I piloti di Air France-Klm sono in sciopero dall’inizio della settimana. Più del 60% degli aerei è rimasto a terra e ormai lo sciopero è a durata “illimitata”. All’origine della protesta c’è il progetto di sviluppo di una filiale, la compagnia low cost Transavia. Air France, che negli anni scorsi ha subito una drastica ristrutturazione (con 9mila tagli di posti di lavoro) vuole fare di Transavia uno dei “leader del low cost paneuropeo”, con 220 aerei (oggi Transavia ne gestisce una cinquantina, a titolo di paragone Easyjet ne ha 300). Air France propone ai 4mila piloti un contratto unico Air France e Transavia, a ribasso rispetto a quello attuale della compagnia storica: non è tanto lo stipendio, che nelle due compagnie è abbastanza simile (le differenze sono più forti per i comandanti di bordo, mentre a inizio carriera sono persino più alti nella filiale low cost), a suscitare la reazione negativa dei piloti, ma i cambiamenti nella condizioni di lavoro. A Air France i piloti volano il 20-25% in meno rispetto alla media delle altre compagnie europee, 600 ore a Air France, sulle 700 in media europea, fino a più di 800 nei low cost. Per la compagnia, un pilota di Air France costa il 70% in più di un collega di Transavia.

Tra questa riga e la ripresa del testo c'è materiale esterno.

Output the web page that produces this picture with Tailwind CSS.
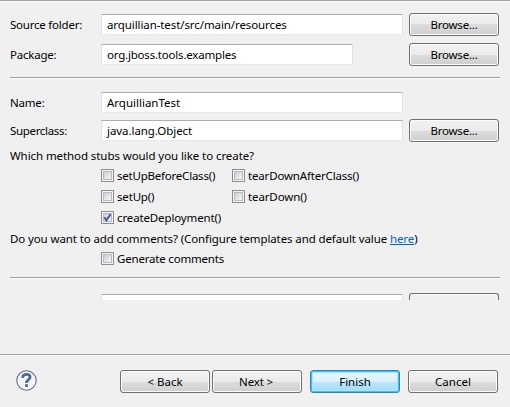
<!DOCTYPE html>
<html lang="en">
<head>
<meta charset="utf-8">
<title>New Arquillian Test</title>
<script src="https://cdn.jsdelivr.net/npm/@tailwindcss/browser@4"></script>
</head>
<body class="w-[510px] h-[407px] overflow-hidden bg-[#f0f0f0] font-['Noto_Sans','Open_Sans',sans-serif] text-[11.5px] leading-[17px] text-black whitespace-nowrap">
<svg class="hidden">
  <symbol id="tick" viewBox="0 0 13 13"><path d="M3.4 6.2 L5.4 9.3 L9.5 3.1" fill="none" stroke="#4b5f98" stroke-width="2"/></symbol>
</svg>
<main class="flex flex-col h-[407px]">
  <div class="h-0.5 shrink-0 border-t border-[#a0a0a0] bg-white"></div>

  <form class="h-[352px] shrink-0 pl-[10px] pt-[11px]">
    <div class="flex items-center h-[23px]">
      <label class="w-[91px] tracking-[-0.22px]">Source folder:</label>
      <div class="w-[302px] h-[21px] mr-[6px] pl-[5px] leading-[20px] tracking-[-0.09px] bg-white border border-t-[#abadb3] border-x-[#e2e3ea] border-b-[#e3e9ef]">arquillian-test/src/main/resources</div>
      <button type="button" class="w-[90px] h-[23px] pb-px tracking-[-0.22px] rounded-[3px] border border-[#707070] bg-[linear-gradient(#f2f2f2,#ebebeb_50%,#dddddd_50%,#cfcfcf)] shadow-[inset_0_0_0_1px_#fbfbfb]">Browse...</button>
    </div>
    <div class="flex items-center h-[23px] mt-[7px]">
      <label class="w-[91px] tracking-[-0.22px]">Package:</label>
      <div class="w-[252px] h-[21px] mr-[56px] pl-[5px] leading-[20px] tracking-[-0.2px] bg-white border border-t-[#abadb3] border-x-[#e2e3ea] border-b-[#e3e9ef]">org.jboss.tools.examples</div>
      <button type="button" class="w-[90px] h-[23px] pb-px tracking-[-0.22px] rounded-[3px] border border-[#707070] bg-[linear-gradient(#f2f2f2,#ebebeb_50%,#dddddd_50%,#cfcfcf)] shadow-[inset_0_0_0_1px_#fbfbfb]">Browse...</button>
    </div>

    <div class="w-[490px] h-0.5 mt-[11px] border-t border-[#a0a0a0] bg-white"></div>

    <div class="flex items-center h-[21px] mt-[13px]">
      <label class="w-[91px] tracking-[-0.2px]">Name:</label>
      <div class="w-[302px] h-[21px] pl-[5px] leading-[20px] bg-white border border-t-[#abadb3] border-x-[#e2e3ea] border-b-[#e3e9ef]">ArquillianTest</div>
    </div>
    <div class="flex items-center h-[23px] mt-[6px]">
      <label class="w-[91px] tracking-[-0.33px]">Superclass:</label>
      <div class="w-[302px] h-[21px] mr-[6px] pl-[5px] leading-[20px] tracking-[-0.06px] bg-white border border-t-[#abadb3] border-x-[#e2e3ea] border-b-[#e3e9ef]">java.lang.Object</div>
      <button type="button" class="w-[90px] h-[23px] pb-px tracking-[-0.22px] rounded-[3px] border border-[#707070] bg-[linear-gradient(#f2f2f2,#ebebeb_50%,#dddddd_50%,#cfcfcf)] shadow-[inset_0_0_0_1px_#fbfbfb]">Browse...</button>
    </div>

    <p class="mt-[5px] h-[17px]"><span class="tracking-[-0.08px]">Which method stubs would you like to create?</span></p>

    <div class="grid grid-cols-[131px_auto] auto-rows-[21px] items-center ml-[91px] mt-px">
      <label class="flex items-center gap-[3px]"><i class="size-[13px] border border-[#8e8f8f] p-px bg-[#f4f4f4]"><i class="block size-[9px] border border-[#b8bcc2] bg-linear-to-br from-[#cbcfd5] to-[#f6f6f6]"></i></i><span class="tracking-[-0.22px]">setUpBeforeClass()</span></label>
      <label class="flex items-center gap-[3px]"><i class="size-[13px] border border-[#8e8f8f] p-px bg-[#f4f4f4]"><i class="block size-[9px] border border-[#b8bcc2] bg-linear-to-br from-[#cbcfd5] to-[#f6f6f6]"></i></i><span class="tracking-[-0.17px]">tearDownAfterClass()</span></label>
      <label class="flex items-center gap-[3px]"><i class="size-[13px] border border-[#8e8f8f] p-px bg-[#f4f4f4]"><i class="block size-[9px] border border-[#b8bcc2] bg-linear-to-br from-[#cbcfd5] to-[#f6f6f6]"></i></i><span class="tracking-[-0.17px]">setUp()</span></label>
      <label class="flex items-center gap-[3px]"><i class="size-[13px] border border-[#8e8f8f] p-px bg-[#f4f4f4]"><i class="block size-[9px] border border-[#b8bcc2] bg-linear-to-br from-[#cbcfd5] to-[#f6f6f6]"></i></i><span class="tracking-[-0.12px]">tearDown()</span></label>
      <label class="flex items-center gap-[3px]"><i class="relative size-[13px] border border-[#8e8f8f] p-px bg-[#f4f4f4]"><i class="block size-[9px] border border-[#b8bcc2] bg-linear-to-br from-[#cbcfd5] to-[#f6f6f6]"></i><svg class="absolute -left-px -top-px size-[13px]"><use href="#tick"/></svg></i><span class="tracking-[-0.13px]">createDeployment()</span></label>
    </div>

    <p class="mt-[2px] h-[17px]"><span class="tracking-[-0.11px]">Do you want to add comments? (Configure templates and default value <a class="text-[#0066cc] underline">here</a>)</span></p>
    <label class="flex items-center gap-[3px] ml-[91px] mt-px h-[21px]"><i class="size-[13px] border border-[#8e8f8f] p-px bg-[#f4f4f4]"><i class="block size-[9px] border border-[#b8bcc2] bg-linear-to-br from-[#cbcfd5] to-[#f6f6f6]"></i></i><span class="tracking-[-0.19px]">Generate comments</span></label>

    <div class="w-[490px] h-0.5 mt-[8px] border-t border-[#a0a0a0] bg-white"></div>
    <div class="flex items-end h-[7px] mt-[14px] ml-[91px] gap-[6px]">
      <div class="w-[302px] h-[6px] bg-white border-t border-x border-t-[#abadb3] border-x-[#e2e3ea]"></div>
      <div class="w-[90px] h-[7px] rounded-t-[3px] border border-b-0 border-[#707070] bg-[#f1f1f1] shadow-[inset_0_1px_0_#fbfbfb]"></div>
    </div>
  </form>

  <div class="h-0.5 shrink-0 border-t border-[#a0a0a0] bg-white"></div>
  <footer class="flex items-start pt-[14px] pl-[16px]">
    <svg class="w-[21px] h-[21px] mr-[83px]" viewBox="0 0 21 21" fill="none"><circle cx="10.5" cy="10.5" r="9.7" fill="#f4f5f7" stroke="#60718f" stroke-width="1.1"/><path d="M6.6 7.9 C6.7 5.3 8 4.4 10.4 4.4 C12.9 4.4 14.1 5.5 14.1 7.2 C14.1 9.6 10.5 9.8 10.5 12.9" stroke="#536a91" stroke-width="2.8"/><path d="M9.1 14.2h2.9v2.8H9.1z" fill="#536a91"/></svg>
    <button type="button" class="w-[90px] h-[23px] mr-[2px] rounded-[3px] border border-[#707070] bg-[linear-gradient(#f2f2f2,#ebebeb_50%,#dddddd_50%,#cfcfcf)] shadow-[inset_0_0_0_1px_#fbfbfb]">&lt; Back</button>
    <button type="button" class="w-[90px] h-[23px] mr-[8px] pr-[2px] tracking-[-0.15px] rounded-[3px] border border-[#707070] bg-[linear-gradient(#f2f2f2,#ebebeb_50%,#dddddd_50%,#cfcfcf)] shadow-[inset_0_0_0_1px_#fbfbfb]">Next &gt;</button>
    <button type="button" class="w-[90px] h-[23px] mr-[8px] rounded-[3px] border border-[#3c7fb1] bg-[linear-gradient(#eaf6fd,#d9f0fc_50%,#bee6fd_50%,#a7d9f5)] shadow-[inset_0_0_0_1px_#35c8f5,inset_0_0_0_2px_#a5e6fa]">Finish</button>
    <button type="button" class="w-[90px] h-[23px] rounded-[3px] border border-[#707070] bg-[linear-gradient(#f2f2f2,#ebebeb_50%,#dddddd_50%,#cfcfcf)] shadow-[inset_0_0_0_1px_#fbfbfb]">Cancel</button>
  </footer>
</main>
</body>
</html>
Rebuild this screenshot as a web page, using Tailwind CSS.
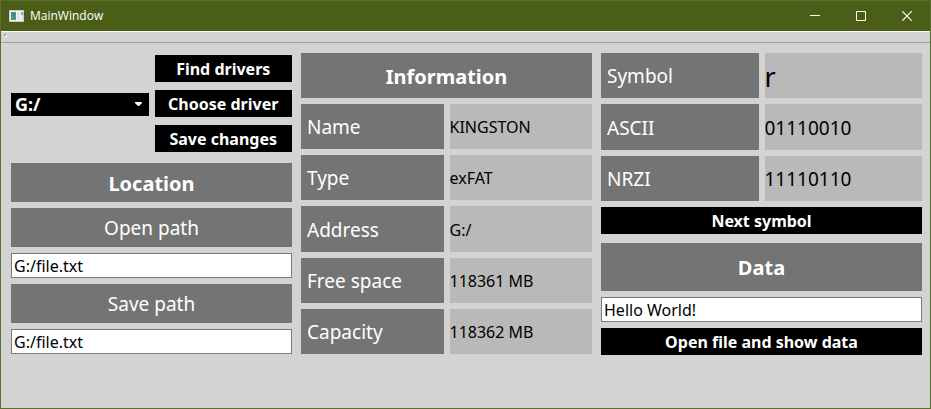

Lo sciopero è accusato di essere “corporativo”. Alcuni sindacati del personale navigante o a terra sostengono che i piloti non si sono mossi quando ci sono stati i tagli al personale per la ristrutturazione della compagnia. Il primo ministro, Manuel Valls, si è rivolto ai piloti: “bisogna fermare uno sciopero che non è compreso” dalla popolazione. Per il ministro dell’Economia, Emmanuel Macron, “non è accettabile che un paese venga bloccato da pochi”. Air France perde 15 milioni al giorno a causa dello sciopero, secondo la direzione. A tutto vantaggio dei concorrenti, Easyjet e Ryanair in testa. Il presidente, Alexandre de Juniac, alla testa di Air France da tre anni, spiega: “voglio comprare 22 aerei, assumere mille persone, di cui 250 piloti”. Ma ammette: “certo, non voglio applicare le condizioni di lavoro di Air France a Transavia”, perché “non si fa low cost alle condizioni di una compagnia classica”. Per il presidente, “stiamo giocandoci l’avvenire di Air France”. Per de Juniac “non è questione di pilota polacco”, cioè di concorrenza sleale. Ma Transavia avrà delle “basi” in altri paesi europei, dove ai dipendenti, piloti compresi, verrà “applicato il diritto locale”. Questa era stata una richiesta dei piloti francesi imposta a Ryanair: assumere in Francia con le condizioni del diritto del lavoro francese, più favorevole. Adesso arriva il rovescio della medaglia. C’è anche il timore di nuove delocalizzazioni, Air France ha già spostato parte della manutenzione degli aerei verso paesi con salari più bassi. I piloti, che difendono evidentemente una posizione privilegiata (stipendi da 75mila a 196mila euro l’anno), mettono in evidenza una deriva che riguarda anche molte altre professioni: le condizioni di lavoro si stano degradando, soprattutto per i nuovi arrivati (che, per esempio, nei low cost basati in Europa dell’est devono subite il sistema pay-to-fly, cioè pagare la formazione – intorno ai 20mila euro – e impegnarsi a dare gratuitamente varie ore di volo alla compagnia che ha permesso loro di accedere all’addestramento).